Grupos pedem solução de crimes e mais segurança

Ciclistas ouvidos pela reportagem concordam que fazer trilhas em grupos pequenos é arriscado e a recomendação é, sempre que possível, sair com um número grande de pessoas. Coordenador do grupo Bicicletando, Emerson Martins detalha que alguns grupos têm contratado segurança privada para acompanhamento durante os trajetos. Mas esta opção também esbarra em críticas. Ele defende que os grupos se reúnam para conversar e cobrar investigações e soluções para os crimes contra ciclistas.

O grupo GO Ciclo mantém uma página no Facebook onde, entre outras informações, compartilha imagens das bicicletas roubadas. Algumas foram recuperadas após a divulgação. Coordenador do grupo, Edson de Melo também recolhe assinaturas em abaixo-assinado que será levado às autoridades de segurança pública. No documento, os ciclistas pedem mais segurança não só em trilhas nas zonas rurais, mas também na área urbana.

Para onde vão as bikes roubadas

O destino das bicicletas roubadas ainda é uma incógnita para os ciclistas, afirma Fernando Accioly, do Pedal Goiano.
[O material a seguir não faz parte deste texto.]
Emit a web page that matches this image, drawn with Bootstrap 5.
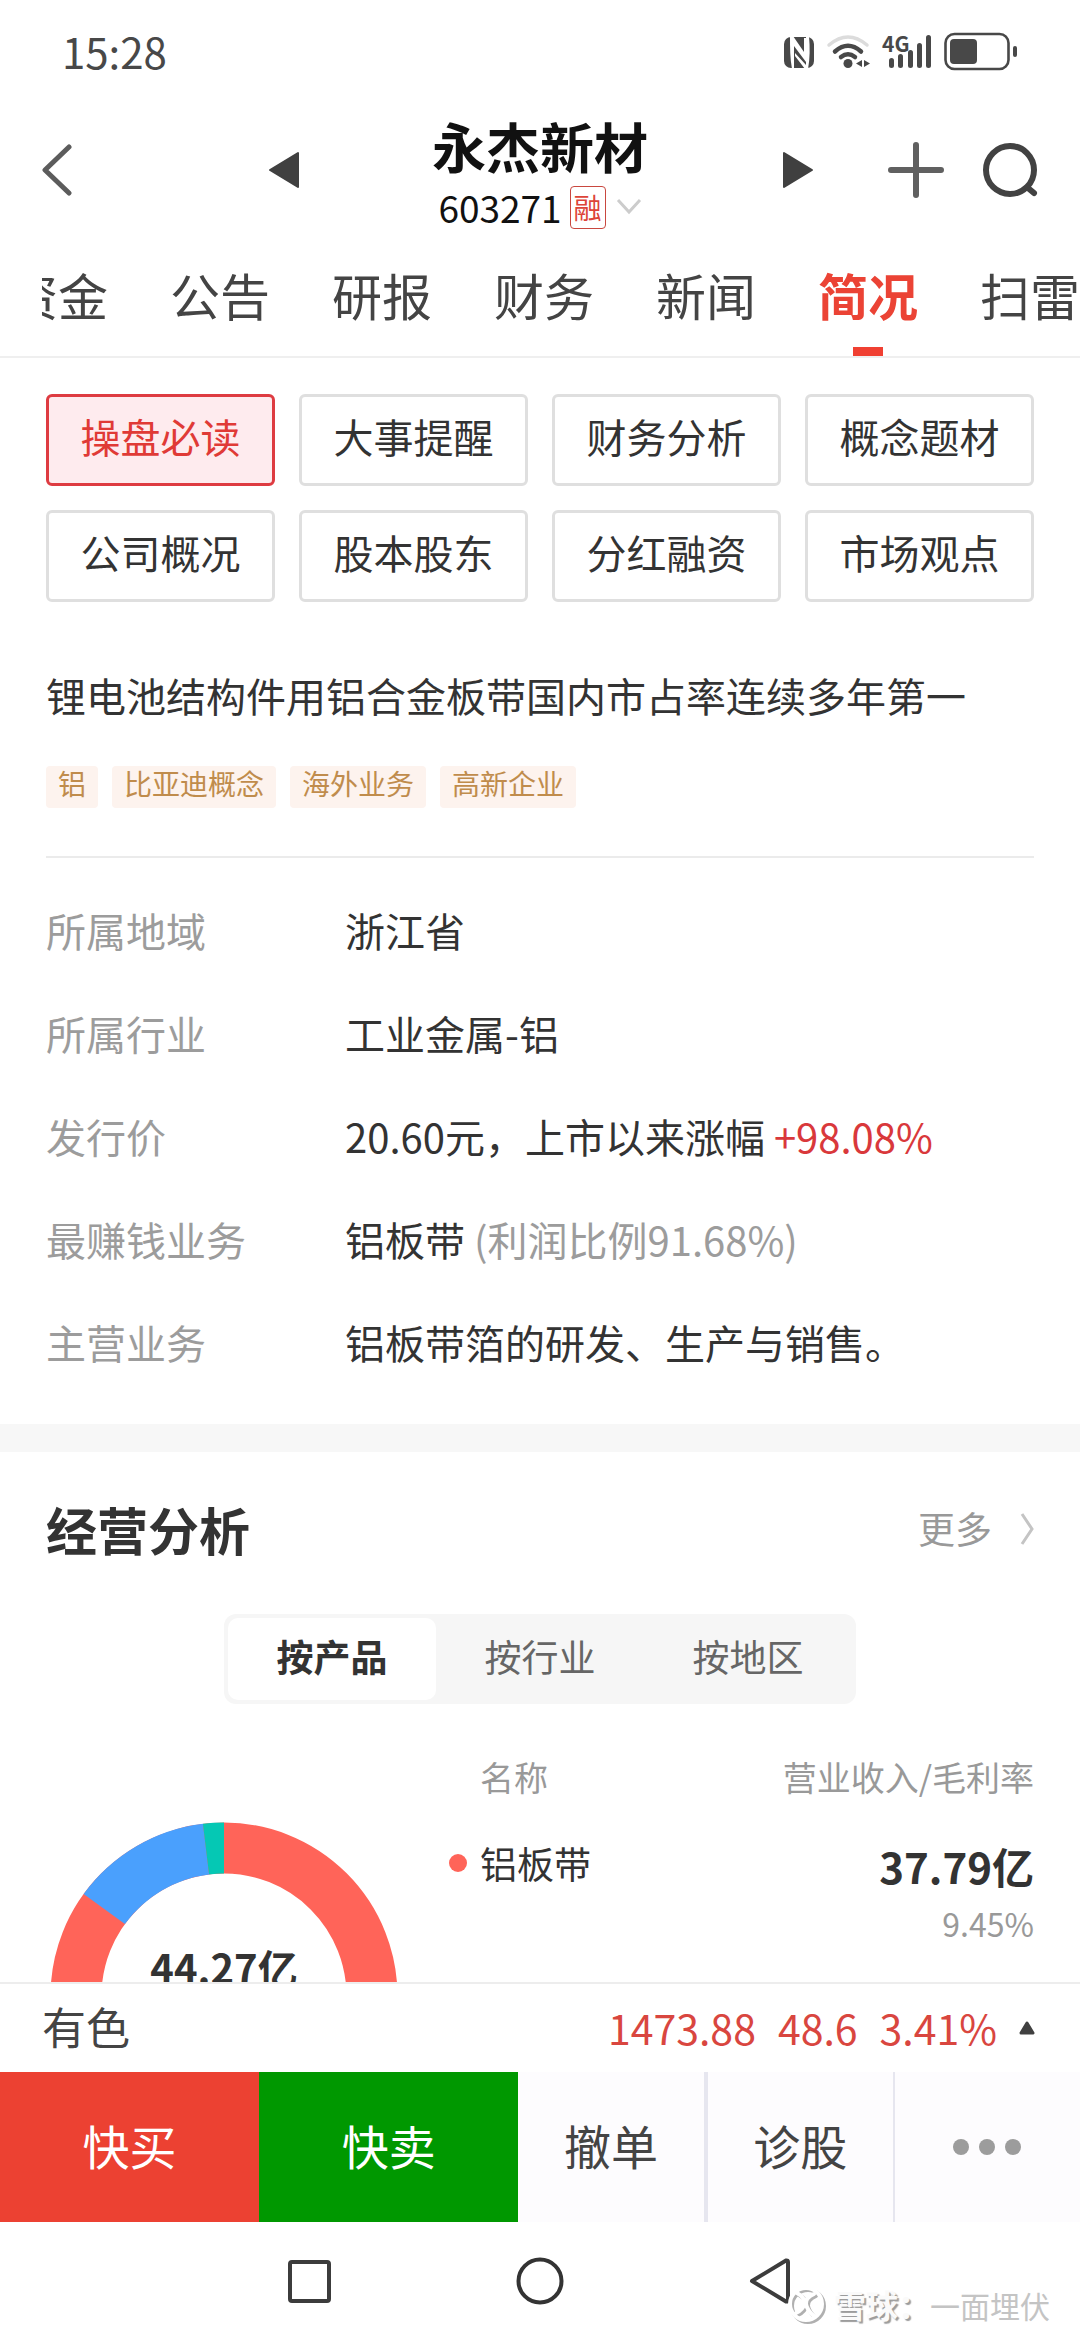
<!DOCTYPE html>
<html lang="zh-CN">
<head>
<meta charset="utf-8">
<meta name="viewport" content="width=device-width, initial-scale=1">
<title>永杰新材 603271 简况</title>
<link href="https://cdn.jsdelivr.net/npm/bootstrap@5.3.0/dist/css/bootstrap.min.css" rel="stylesheet">
<style>
  body { font-family: "Noto Sans CJK SC", "Noto Sans", sans-serif; background: #fff; color: #333; font-size: 40px; }
  a { text-decoration: none; }
  svg { display: block; flex: none; }
  button { font-family: inherit; }
  .icon-btn { border: 0; background: none; padding: 0; }

  .status-bar { height: 102px; padding: 0 62px; color: #484848; font-size: 42px; line-height: 60px; }

  .stock-head { height: 136px; padding: 0 42px; }
  .stock-title { padding: 11px 0 3px; }
  .stock-name { font-size: 54px; line-height: 66px; font-weight: 700; color: #111; margin: 0; }
  .stock-code { font-size: 37px; line-height: 56px; color: #111; }
  .margin-tag { font-size: 28px; line-height: 41px; border: 1px solid #c9473f; border-radius: 4px; color: #dd4438; padding: 0 3px; }
  .side { flex: 1 1 0; }
  .head-tools { gap: 74px; }
  .tool-pair { gap: 38px; }

  .tab-strip { border-bottom: 2px solid #efefef; padding-left: 42px; }
  .tab-clip { overflow: hidden; }
  .tab-list { gap: 62px; margin-left: -34px; flex-wrap: nowrap; }
  .tab-list a { display: block; position: relative; white-space: nowrap; font-size: 50px; line-height: 60px; padding: 26px 0 32px; color: #444; }
  .tab-list a.active { color: #eb4335; font-weight: 700; }
  .tab-list a.active::after { content: ""; position: absolute; left: 50%; bottom: 0; width: 30px; height: 9px; margin-left: -15px; background: #f04032; }

  .pane { padding: 36px 46px 30px; }
  .chip-grid { display: grid; grid-template-columns: repeat(4, 1fr); gap: 24px; }
  .chip { height: 92px; border: 3px solid #dfdfdf; border-radius: 6px; background: #fff; color: #333; font-size: 40px; line-height: 48px; padding: 0 0 8px; }
  .chip.active { border-color: #de3b41; background: #feebee; color: #e03a36; }
  .headline { font-size: 40px; line-height: 60px; font-weight: 400; margin: 63px 0 41px; }
  .topics { gap: 14px; }
  .topic { font-size: 28px; line-height: 34px; padding: 0 12px 8px; border-radius: 4px; background: #fdf3ee; color: #c08c4c; }
  .rule { height: 2px; background: #ebebeb; margin: 48px 0 21px; }
  .facts { margin: 0; line-height: 103px; }
  .facts dt { width: 299px; font-weight: 400; color: #9c9c9c; }
  .facts dd { margin: 0; }
  .soft { color: #9c9c9c; }
  .rise { color: #d9383b; }
  .band { height: 28px; background: #f7f7f7; }

  .analysis { padding: 39px 46px 0; }
  .sec-title { font-size: 51px; line-height: 76px; font-weight: 700; margin: 0; }
  .more { font-size: 37px; color: #999; gap: 28px; }
  .seg { background: #f6f6f6; border-radius: 12px; padding: 4px; width: 632px; height: 90px; margin: 47px auto 48px; }
  .seg button { flex: 1 1 0; border: 0; background: none; border-radius: 10px; font-size: 37px; line-height: 50px; color: #666; padding: 0 0 6px; }
  .seg button.active { background: #fff; color: #333; font-weight: 700; }
  .donut { margin: 70px 51px 0 4px; }
  .income { flex: 1 1 0; font-size: 34px; line-height: 50px; }
  .income th { font-weight: 400; color: #999; padding: 0 0 34px; }
  .income td { padding: 0; vertical-align: top; }
  .income th:first-child { padding-left: 31px; }
  .prod { font-size: 37px; line-height: 54px; gap: 13px; }
  .dot { width: 18px; height: 18px; border-radius: 50%; background: #ff6459; }
  .amount { font-size: 42px; line-height: 60px; font-weight: 700; }
  .margin-rate { font-size: 32px; line-height: 54px; color: #999; }

  .foot { background: #fff; position: relative; }
  .index-row { border-top: 2px solid #ededed; height: 90px; padding: 0 45px 0 42px; color: #d9463f; }
  .index-name { font-size: 44px; color: #444; padding-bottom: 4px; }
  .index-nums { font-size: 41px; gap: 22px; }
  .trade { height: 150px; }
  .trade button { border: 0; border-radius: 0; font-size: 47px; color: #444; background: #fdfcfe; padding: 0 0 4px; }
  .trade .big { flex: 0 0 24%; color: #fff; }
  .trade .small-cell { flex: 1 1 0; }
  .trade .buy { background: #ec4132; }
  .trade .sell { background: #009800; }
  .trade .line-a { border-right: 4px solid #e6e6ef; }
  .trade .line-b { border-right: 2px solid #e6e6ef; }
  .trade .dots { padding: 0; }
  .sysnav { height: 118px; gap: 180px; }
  .watermark { position: absolute; right: 30px; bottom: 15px; font-size: 30px; line-height: 40px; color: #c4c4c4; gap: 7px; }
  .watermark b { font-size: 32px; font-weight: 700; color: #fafafa; text-shadow: 2px 2px 1px #9c9c9c; }
</style>
<script src="https://cdn.jsdelivr.net/npm/bootstrap@5.3.0/dist/js/bootstrap.bundle.min.js"></script>
</head>
<body>
<div class="d-flex flex-column vh-100 overflow-hidden">

  <header class="flex-shrink-0">
    <div class="status-bar d-flex align-items-center justify-content-between">
      <span>15:28</span>
      <svg width="236" height="64" viewBox="780 19 236 64" fill="#484848" role="img" aria-label="NFC、无线网络、4G 信号、电池">
        <!-- NFC -->
        <rect x="782" y="37" width="30" height="31" rx="7"/>
        <path d="M788 36L791 36L802 52V38H804V62L792 46V69H790C788 58 788 48 788 36Z" fill="#fff"/>
        <path d="M804 36H807C808 48 808 58 806 69H803L793 56V53L804 65Z" fill="#fff"/>
        <!-- Wi-Fi -->
        <g fill="none" stroke-linecap="round" stroke-width="4.500">
          <path d="M827 45Q846 29 865 45" stroke="#dcdcdc" stroke-width="3.500"/>
          <path d="M833 51.500Q846 40 859 51.500" stroke="#484848"/>
          <path d="M839 57Q846 51.500 853 57" stroke="#484848"/>
        </g>
        <circle cx="846" cy="63.500" r="4.500"/>
        <path d="M860 60v7l-6-3.500zM862 60v7l6-3.500z"/>
        <!-- mobile signal -->
        <text x="880" y="52" font-size="21" font-weight="700" font-family="Noto Sans CJK SC, sans-serif">4G</text>
        <rect x="887" y="58" width="5" height="10" rx="2.500"/>
        <rect x="896" y="54" width="5" height="14" rx="2.500"/>
        <rect x="906" y="50" width="5" height="18" rx="2.500"/>
        <rect x="915" y="43" width="5" height="25" rx="2.500"/>
        <rect x="924" y="35" width="5" height="33" rx="2.500"/>
        <!-- battery -->
        <rect x="943.500" y="34" width="63" height="35" rx="9" fill="none" stroke="#484848" stroke-width="2.600"/>
        <rect x="948" y="39" width="27" height="25" rx="4"/>
        <rect x="1011" y="46" width="4" height="11" rx="2"/>
      </svg>
    </div>

    <div class="stock-head d-flex align-items-center">
      <div class="side d-flex align-items-center">
        <button class="icon-btn" type="button" aria-label="返回"><svg width="30" height="54" viewBox="0 0 30 54"><path d="M27 4L3 27L27 50" fill="none" stroke="#5c5c5c" stroke-width="5" stroke-linecap="round" stroke-linejoin="round"/></svg></button>
        <button class="icon-btn mx-auto ps-5" type="button" aria-label="上一只"><svg class="ms-3" width="32" height="38" viewBox="0 0 32 38"><path d="M2 19L30 2V36Z" fill="#404040" stroke="#404040" stroke-width="2" stroke-linejoin="round"/></svg></button>
      </div>
      <div class="stock-title text-center align-self-start">
        <h1 class="stock-name">永杰新材</h1>
        <div class="stock-code d-flex align-items-center justify-content-center">
          <span>603271</span>
          <span class="margin-tag ms-2">融</span>
          <svg class="ms-2" width="28" height="18" viewBox="0 0 28 18"><path d="M4 2L15 14L26 2" fill="none" stroke="#ccc" stroke-width="3"/></svg>
        </div>
      </div>
      <div class="side head-tools d-flex justify-content-end align-items-center">
        <button class="icon-btn" type="button" aria-label="下一只"><svg width="32" height="38" viewBox="0 0 32 38"><path d="M30 19L2 2V36Z" fill="#404040" stroke="#404040" stroke-width="2" stroke-linejoin="round"/></svg></button>
        <div class="tool-pair d-flex">
          <button class="icon-btn" type="button" aria-label="添加自选"><svg width="56" height="56" viewBox="0 0 56 56"><path d="M28 3V53M3 28H53" stroke="#606060" stroke-width="6" stroke-linecap="round"/></svg></button>
          <button class="icon-btn" type="button" aria-label="搜索"><svg width="56" height="56" viewBox="0 0 56 56" fill="none" stroke="#424242" stroke-width="6" stroke-linecap="round"><circle cx="28" cy="28" r="24"/><path d="M46 46L52 51"/></svg></button>
        </div>
      </div>
    </div>

    <nav class="tab-strip">
      <div class="tab-clip">
        <ul class="tab-list d-flex list-unstyled mb-0">
          <li><a href="#">资金</a></li>
          <li><a href="#">公告</a></li>
          <li><a href="#">研报</a></li>
          <li><a href="#">财务</a></li>
          <li><a href="#">新闻</a></li>
          <li><a href="#" class="active" aria-current="page">简况</a></li>
          <li><a href="#">扫雷</a></li>
        </ul>
      </div>
    </nav>
  </header>

  <main class="flex-grow-1 overflow-hidden">
    <section class="pane">
      <div class="chip-grid">
        <button type="button" class="chip active">操盘必读</button>
        <button type="button" class="chip">大事提醒</button>
        <button type="button" class="chip">财务分析</button>
        <button type="button" class="chip">概念题材</button>
        <button type="button" class="chip">公司概况</button>
        <button type="button" class="chip">股本股东</button>
        <button type="button" class="chip">分红融资</button>
        <button type="button" class="chip">市场观点</button>
      </div>
      <p class="headline">锂电池结构件用铝合金板带国内市占率连续多年第一</p>
      <div class="topics d-flex">
        <a href="#" class="topic">铝</a>
        <a href="#" class="topic">比亚迪概念</a>
        <a href="#" class="topic">海外业务</a>
        <a href="#" class="topic">高新企业</a>
      </div>
      <div class="rule"></div>
      <dl class="facts">
        <div class="d-flex"><dt>所属地域</dt><dd>浙江省</dd></div>
        <div class="d-flex"><dt>所属行业</dt><dd>工业金属-铝</dd></div>
        <div class="d-flex"><dt>发行价</dt><dd>20.60元，上市以来涨幅 <span class="rise">+98.08%</span></dd></div>
        <div class="d-flex"><dt>最赚钱业务</dt><dd>铝板带 <span class="soft">(利润比例91.68%)</span></dd></div>
        <div class="d-flex"><dt>主营业务</dt><dd>铝板带箔的研发、生产与销售。</dd></div>
      </dl>
    </section>

    <div class="band"></div>

    <section class="analysis">
      <div class="d-flex justify-content-between align-items-center">
        <h2 class="sec-title">经营分析</h2>
        <a href="#" class="more d-flex align-items-center">更多
          <svg width="14" height="34" viewBox="0 0 14 34"><path d="M2 2L12 17L2 32" fill="none" stroke="#c4c4c4" stroke-width="3"/></svg>
        </a>
      </div>
      <div class="seg d-flex">
        <button type="button" class="active">按产品</button>
        <button type="button">按行业</button>
        <button type="button">按地区</button>
      </div>
      <div class="d-flex align-items-start">
        <svg class="donut" width="348" height="348" viewBox="0 0 348 348" role="img" aria-label="营业收入构成">
          <g fill="none" stroke-width="51" transform="rotate(-90 174 174)">
            <circle cx="174" cy="174" r="148" pathLength="360" stroke="#ff6459"/>
            <circle cx="174" cy="174" r="148" pathLength="360" stroke="#4aa0fd" stroke-dasharray="47 313" stroke-dashoffset="-306"/>
            <circle cx="174" cy="174" r="148" pathLength="360" stroke="#05c8b4" stroke-dasharray="7 353" stroke-dashoffset="-353"/>
          </g>
          <text x="174" y="162" text-anchor="middle" font-size="40" font-weight="700" fill="#333">44.27亿</text>
        </svg>
        <table class="income">
          <thead>
            <tr><th scope="col">名称</th><th scope="col" class="text-end">营业收入/毛利率</th></tr>
          </thead>
          <tbody>
            <tr>
              <td><div class="prod d-flex align-items-center"><span class="dot"></span>铝板带</div></td>
              <td class="text-end"><div class="amount">37.79亿</div><div class="margin-rate">9.45%</div></td>
            </tr>
          </tbody>
        </table>
      </div>
    </section>
  </main>

  <footer class="foot flex-shrink-0">
    <div class="index-row d-flex align-items-center">
      <span class="index-name me-auto">有色</span>
      <div class="index-nums d-flex align-items-center">
        <span>1473.88</span><span>48.6</span><span>3.41%</span>
        <svg width="16" height="14" viewBox="0 0 16 14"><path d="M8 2L14 12H2Z" fill="#404040" stroke="#404040" stroke-width="3" stroke-linejoin="round"/></svg>
      </div>
    </div>
    <div class="trade d-flex">
      <button type="button" class="big buy">快买</button>
      <button type="button" class="big sell">快卖</button>
      <button type="button" class="small-cell line-a">撤单</button>
      <button type="button" class="small-cell line-b">诊股</button>
      <button type="button" class="small-cell dots" aria-label="更多操作"><svg class="mx-auto" width="68" height="16" viewBox="0 0 68 16" fill="#9c9c9c"><circle cx="8" cy="8" r="8"/><circle cx="34" cy="8" r="8"/><circle cx="60" cy="8" r="8"/></svg></button>
    </div>
    <div class="sysnav d-flex align-items-center justify-content-center">
      <button class="icon-btn" type="button" aria-label="最近任务"><svg width="50" height="50" viewBox="0 0 50 50"><rect x="5" y="6" width="39" height="39" rx="2" fill="none" stroke="#3c3c3c" stroke-width="4"/></svg></button>
      <button class="icon-btn" type="button" aria-label="主屏幕"><svg width="50" height="50" viewBox="0 0 50 50"><circle cx="25" cy="25" r="21.500" fill="none" stroke="#333" stroke-width="4"/></svg></button>
      <button class="icon-btn" type="button" aria-label="返回上级"><svg width="50" height="50" viewBox="0 0 50 50"><path d="M7 25L41 4.500Q43 4 43 6V44Q43 46 41 45.500Z" fill="none" stroke="#3c3c3c" stroke-width="4" stroke-linejoin="round"/></svg></button>
    </div>
    <div class="watermark d-flex align-items-center">
      <svg width="40" height="40" viewBox="0 0 40 40" fill="none" stroke-linecap="round">
        <g stroke="#b0b0b0" stroke-width="4"><circle cx="21" cy="21" r="16"/><path d="M12 10Q21 15 19 21Q18 27 11 30M29 11Q20 15 21 21Q22 27 29 33"/></g>
        <g stroke="#fff" stroke-width="4"><circle cx="19" cy="19" r="16"/><path d="M10 8Q19 13 17 19Q16 25 9 28M27 9Q18 13 19 19Q20 25 27 31"/></g>
      </svg>
      <span><b>雪球：</b>一面埋伏</span>
    </div>
  </footer>
</div>
</body>
</html>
Segundo ele, todas têm numeração no quadro, tal qual o chassi dos carros, e podem ser rastreadas. “Acredito que as bikes roubadas aqui sejam vendidas em Brasília, por meio de sites de vendas ou desmontadas para que suas peças sejam comercializadas para oficinas”, diz. Recentemente, a polícia prendeu uma quadrilha embarcando uma carga de peças de bicicletas, o que reforça essa hipótese.

Desde o ano passado que a Secretaria de Segurança Pública (SSP) vem conversando com grupos de ciclistas sobre o aumento dos roubos de bicicletas. Todavia, os próprios ciclistas têm consciência da dificuldade de garantir a segurança de todos os grupos que praticam o ciclismo ao mesmo tempo em diversas áreas. Na opinião de Aciolly, o que aumenta a segurança é andar sempre em grupos numerosos e evitar os locais considerados perigosos, como o trecho até o Autódromo de Goiânia. “Lá dentro é seguro, mas chegar lá é perigoso.”

Segundo a assessoria de imprensa da SSP, o chefe de gabinete do órgão, Edilson de Brito, recomendou à Delegacia de Investigações Criminais (Deic) a abertura de um inquérito para a identificação de possíveis grupos especializados nesse tipo de roubo. Além disso, a SSP e a Guarda Municipal têm disponibilizado apoio para eventos de maior porte e programados. Os ciclistas também têm contratado segurança privada, mas muitos estão abandonando as pistas devido à insegurança.

Violência ocorre até em passeios em grupo

O dentista Milton Collo, de 51 anos, é ciclista há cerca de 20. Ele relata que, na última semana, passeava com a esposa e um grupo de cerca de 100 pessoas. Eles pararam para descansar na Praça Dom Prudêncio Gomes de Oliveira, conhecida como Praça do Jacaré, no Setor Criméia Oeste, no momento em que ocorria uma feira. Antes de retomarem o passeio, duas pessoas foram abordadas por indivíduos armados, que levaram as bicicletas. “Não andamos sós e, mesmo assim, o bandido não perdoa.”

O funcionário público José Garotinho, de 56 anos, também teve o veículo levado por criminosos que o abordaram na rua. “Estava sozinho, indo encontrar o pessoal para um passeio. Chegaram dois homens em uma moto. Me abordaram, mostraram a arma e eu não reagi porque sei que não poderia fazer nada.”

O estudante e técnico em manutenção de postos Eucles Figueiredo Sobrinho, de 20 anos, deixou de andar de bicicleta. Ele mora em Senador Canedo e costumava praticar o esporte em trilhas da região na companhia de dois amigos. Dos três, apenas ele ainda tem a bicicleta. “A falta de segurança me impede de seguir com o esporte. Não ando mais de bicicleta.”

A administradora Aline Rodrigues, de 32 anos, pedala há um ano e meio e também sente medo em alguns trechos, mesmo em grupo. “Andamos em grupos grandes, de 40, 50 pessoas. Tomamos algumas precauções, mas esse crime está banalizado. O pior é que a maioria das bicicletas não custa caro. Pelo contrário. Mas o criminoso não quer saber.”